Search code examples
sqlsql-server-2012bulkinsertnvarchar

Special characters displaying incorrectly after BULK INSERT


I'm using BULK INSERT to import a CSV file. One of the columns in the CSV file contains some values that contain fractions (e.g. 1m½f).

I don't need to do any mathematical operations on the fractions, as the values will just be used for display purposes, so I have set the column as nvarchar. The BULK INSERT works but when I view the records within SQL the fraction has been replaced with a cent symbol (¢) so the displayed text is 1m¢f.

I'm interested to understand why this is happening and any thoughts on how to resolve the issue.

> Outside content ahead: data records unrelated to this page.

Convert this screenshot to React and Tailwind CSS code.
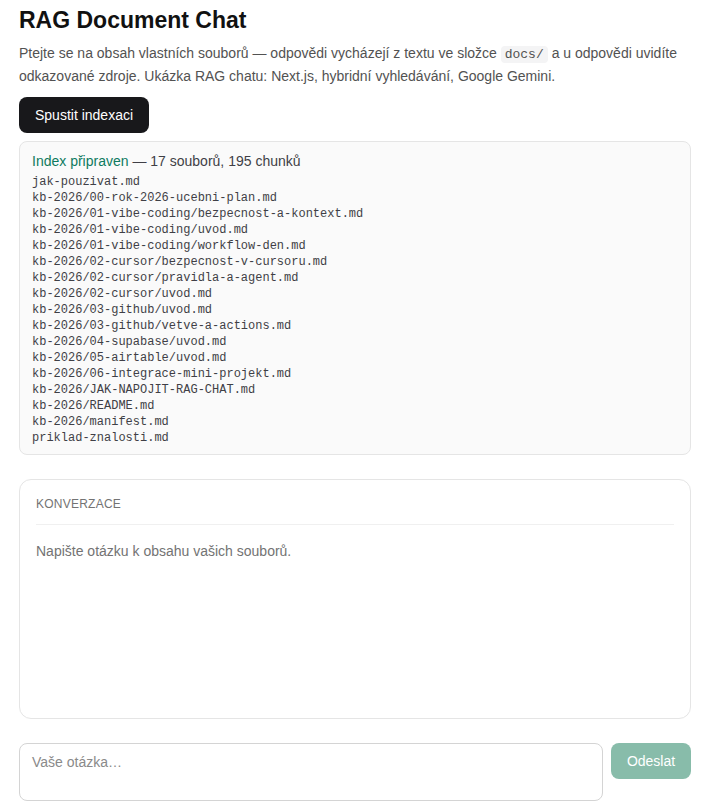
import { useState } from 'react'

const files = [
  'jak-pouzivat.md',
  'kb-2026/00-rok-2026-ucebni-plan.md',
  'kb-2026/01-vibe-coding/bezpecnost-a-kontext.md',
  'kb-2026/01-vibe-coding/uvod.md',
  'kb-2026/01-vibe-coding/workflow-den.md',
  'kb-2026/02-cursor/bezpecnost-v-cursoru.md',
  'kb-2026/02-cursor/pravidla-a-agent.md',
  'kb-2026/02-cursor/uvod.md',
  'kb-2026/03-github/uvod.md',
  'kb-2026/03-github/vetve-a-actions.md',
  'kb-2026/04-supabase/uvod.md',
  'kb-2026/05-airtable/uvod.md',
  'kb-2026/06-integrace-mini-projekt.md',
  'kb-2026/JAK-NAPOJIT-RAG-CHAT.md',
  'kb-2026/README.md',
  'kb-2026/manifest.md',
  'priklad-znalosti.md',
]

export default function App() {
  const [question, setQuestion] = useState('')

  return (
    <div className="min-h-screen bg-white font-['Liberation_Sans',Arial,sans-serif] text-[#171717]">
      <main className="w-[672px] ml-[19px] pt-[4px] pb-2">
        <h1 className="text-[23px] font-bold leading-[32px] text-[#111]">RAG Document Chat</h1>

        <p className="mt-[6px] text-[14px] leading-[23px] text-[#525252]">
          Ptejte se na obsah vlastních souborů — odpovědi vycházejí z textu ve složce{' '}
          <code className="rounded bg-[#f4f4f5] px-[4px] py-[1px] font-['Liberation_Mono',monospace] text-[13px] leading-none text-[#525252]">
            docs/
          </code>{' '}
          a u odpovědi uvidíte odkazované zdroje. Ukázka RAG chatu: Next.js, hybridní vyhledávání, Google Gemini.
        </p>

        <button className="mt-[9px] h-[36px] rounded-lg bg-[#18181b] px-4 text-[14px] text-white">
          Spustit indexaci
        </button>

        {/* Index status */}
        <section className="mt-[8px] rounded-lg border border-[#e5e5e5] bg-[#fafafa] px-[12px] pt-[9px] pb-[8px]">
          <div className="text-[14px] leading-[20px] text-[#3f3f46]">
            <span className="text-[#0f7a5f]">Index připraven</span> — 17 souborů, 195 chunků
          </div>
          <ul className="mt-[3px] font-['Liberation_Mono',monospace] text-[12px] leading-[16px] text-[#3f3f46]">
            {files.map((f) => (
              <li key={f}>{f}</li>
            ))}
          </ul>
        </section>

        {/* Conversation */}
        <section className="mt-[24px] h-[240px] rounded-xl border border-[#e5e5e5] bg-white px-[16px] pt-[16px]">
          <div className="border-b border-[#f0f0f0] pb-[12px] text-[12px] leading-[16px] uppercase tracking-[0.02em] text-[#737373]">
            Konverzace
          </div>
          <p className="mt-[16px] text-[14px] leading-[20px] text-[#737373]">Napište otázku k obsahu vašich souborů.</p>
        </section>

        {/* Input row */}
        <form className="mt-[24px] flex items-start gap-[8px]" onSubmit={(e) => e.preventDefault()}>
          <textarea
            value={question}
            onChange={(e) => setQuestion(e.target.value)}
            placeholder="Vaše otázka…"
            rows={2}
            className="h-[58px] flex-1 resize-none rounded-lg border border-[#d4d4d4] px-[12px] py-[8px] text-[14px] leading-[20px] placeholder:text-[#8a8a8a] outline-none"
          />
          <button
            type="submit"
            disabled={!question}
            className="h-[36px] w-[80px] rounded-lg bg-[#88bcaa] text-[14px] text-white"
          >
            Odeslat
          </button>
        </form>
      </main>
    </div>
  )
}
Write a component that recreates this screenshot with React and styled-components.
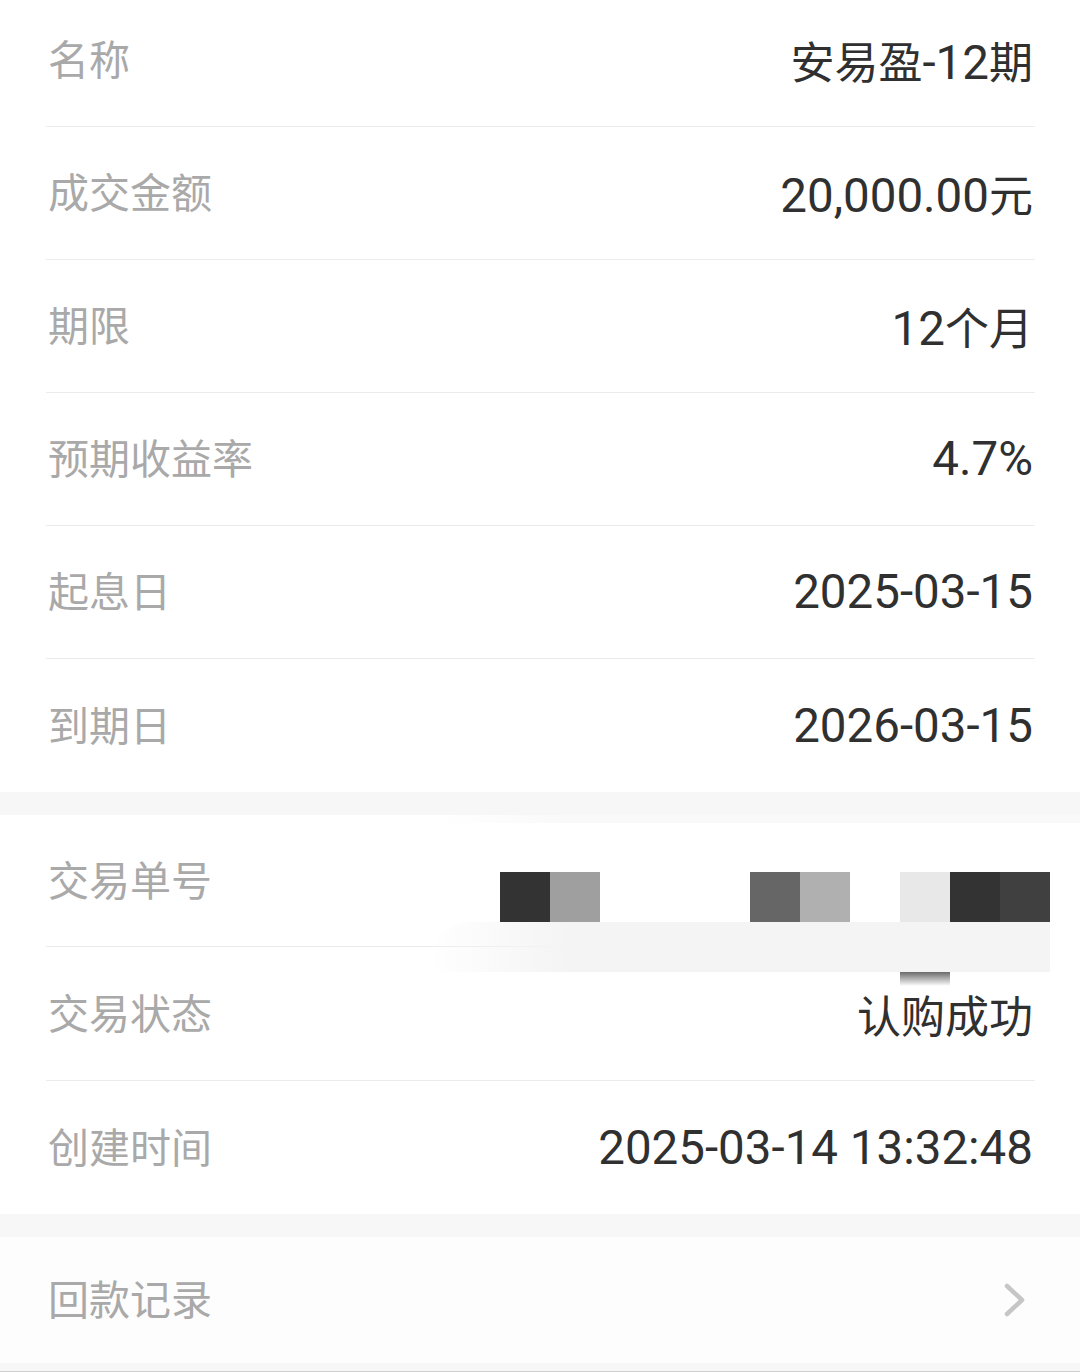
import styled, { createGlobalStyle } from "styled-components";

const GlobalStyle = createGlobalStyle`
  html, body {
    margin: 0;
    padding: 0;
    background: #f7f7f7;
  }
  body {
    font-family: Roboto, "Noto Sans CJK SC", sans-serif;
  }
`;

const Page = styled.div`
  width: 1080px;
  height: 1372px;
  overflow: hidden;
  position: relative;
  display: flex;
  flex-direction: column;
  gap: 23px;
  background: #f7f7f7;
  border-bottom: 1px solid #cfcfcf;
  box-sizing: border-box;
`;

const Card = styled.div`
  background: ${(p) => p.$bg || "#ffffff"};
  padding: 0 45px 0 46px;
  margin-top: ${(p) => p.$offset || 0}px;
  position: relative;
  flex-shrink: 0;
`;

const Row = styled.div`
  height: ${(p) => p.$h || 133}px;
  display: flex;
  align-items: center;
  justify-content: space-between;
  padding-bottom: 6px;
  border-bottom: ${(p) => (p.$last ? "none" : "1px solid #ececec")};
  box-sizing: border-box;
`;

const Label = styled.span`
  font-family: "Noto Sans CJK SC", sans-serif;
  font-size: 41px;
  color: #a9a9a9;
  padding-left: 2px;
`;

const Value = styled.span`
  font-family: Roboto, "Noto Sans CJK SC", sans-serif;
  color: #303030;
  padding-right: 2px;
  padding-top: 6px;
  display: flex;
  align-items: baseline;
  white-space: pre;
`;

const Num = styled.span`
  font-family: Roboto, sans-serif;
  font-size: 47.5px;
`;

const Han = styled.span`
  font-family: "Noto Sans CJK SC", sans-serif;
  font-size: 44px;
`;

const Chevron = styled.svg`
  width: 30px;
  height: 40px;
  margin-right: 6px;
  margin-top: 6px;
`;

const Mosaic = styled.div`
  position: absolute;
  left: 500px;
  top: 57px;
  display: grid;
  grid-template-columns: repeat(11, 50px);
  grid-template-rows: 50px;
`;

const Tile = styled.div`
  background: ${(p) => p.$c};
`;

const Smear = styled.div`
  position: absolute;
  left: 430px;
  top: 107px;
  width: 620px;
  height: 50px;
  background: linear-gradient(90deg, rgba(244, 244, 244, 0) 0%, #f4f4f4 22%, #f4f4f4 100%);
  border-radius: 40px 0 0 0;
`;

const Drip = styled.div`
  position: absolute;
  left: 900px;
  top: 157px;
  width: 50px;
  height: 14px;
  background: linear-gradient(180deg, #6a6a6a 0%, rgba(255, 255, 255, 0) 100%);
`;

const TopGlow = styled.div`
  position: absolute;
  left: 440px;
  top: 0;
  right: 0;
  height: 8px;
  background: linear-gradient(90deg, rgba(247, 247, 247, 0) 0%, #f9f9f9 20%, #f9f9f9 100%);
`;

const details = [
  ["名称", "安易盈-12期"],
  ["成交金额", "20,000.00元"],
  ["期限", "12个月"],
  ["预期收益率", "4.7%"],
  ["起息日", "2025-03-15"],
  ["到期日", "2026-03-15"],
];

const tiles = [
  "#333333", "#9f9f9f", "transparent", "transparent", "transparent",
  "#666666", "#b0b0b0", "transparent", "#e8e8e8", "#333333", "#404040",
];

// split a value into runs of CJK and latin so each gets its own size
const Text = ({ children }) => {
  const parts = (children || "").split(/([\u4e00-\u9fff]+)/).filter(Boolean);
  return (
    <Value>
      {parts.map((p, i) =>
        /[\u4e00-\u9fff]/.test(p) ? <Han key={i}>{p}</Han> : <Num key={i}>{p}</Num>
      )}
    </Value>
  );
};

const App = () => {
  return (
    <>
      <GlobalStyle />
      <Page>
        <Card $offset={-6}>
          {details.map(([k, v], i) => (
            <Row key={k} $last={i === details.length - 1}>
              <Label>{k}</Label>
              <Text>{v}</Text>
            </Row>
          ))}
        </Card>
        <Card>
          <TopGlow />
          <Row $h={132}>
            <Label>交易单号</Label>
            <Text />
          </Row>
          <Row $h={134}>
            <Label>交易状态</Label>
            <Text>认购成功</Text>
          </Row>
          <Row $last>
            <Label>创建时间</Label>
            <Text>2025-03-14 13:32:48</Text>
          </Row>
          <Smear />
          <Drip />
          <Mosaic>
            {tiles.map((c, i) => (
              <Tile key={i} $c={c} />
            ))}
          </Mosaic>
        </Card>
        <Card $bg="#fdfdfd">
          <Row $h={126} $last>
            <Label>回款记录</Label>
            <Chevron viewBox="0 0 30 40">
              <path d="M8 6 L23 20 L8 34" fill="none" stroke="#c6c6c6" strokeWidth="4.5" strokeLinecap="round" strokeLinejoin="round" />
            </Chevron>
          </Row>
        </Card>
      </Page>
    </>
  );
};

export default App;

The BULK INSERT command is:

BULK INSERT dbo.temp FROM 'C:\Temp\file.csv' 
WITH (FIELDTERMINATOR = ',', ROWTERMINATOR = '\n' );

Solution

  • You need to BULK INSERT using the CODEPAGE = 'ACP', which converts string data from Windows codepage 1252 to SQL Server codepage.

    BULK INSERT dbo.temp FROM 'C:\Temp\file.csv' 
    WITH (FIELDTERMINATOR = ',', ROWTERMINATOR = '\n', CODEPAGE = 'ACP');
    

    If you are bringing in UTF-8 data on a new enough version of SQL Server:

    [...] , CODEPAGE = '65001');
    

    You may also need to specify DATAFILETYPE = 'char|native|widechar|widenative'.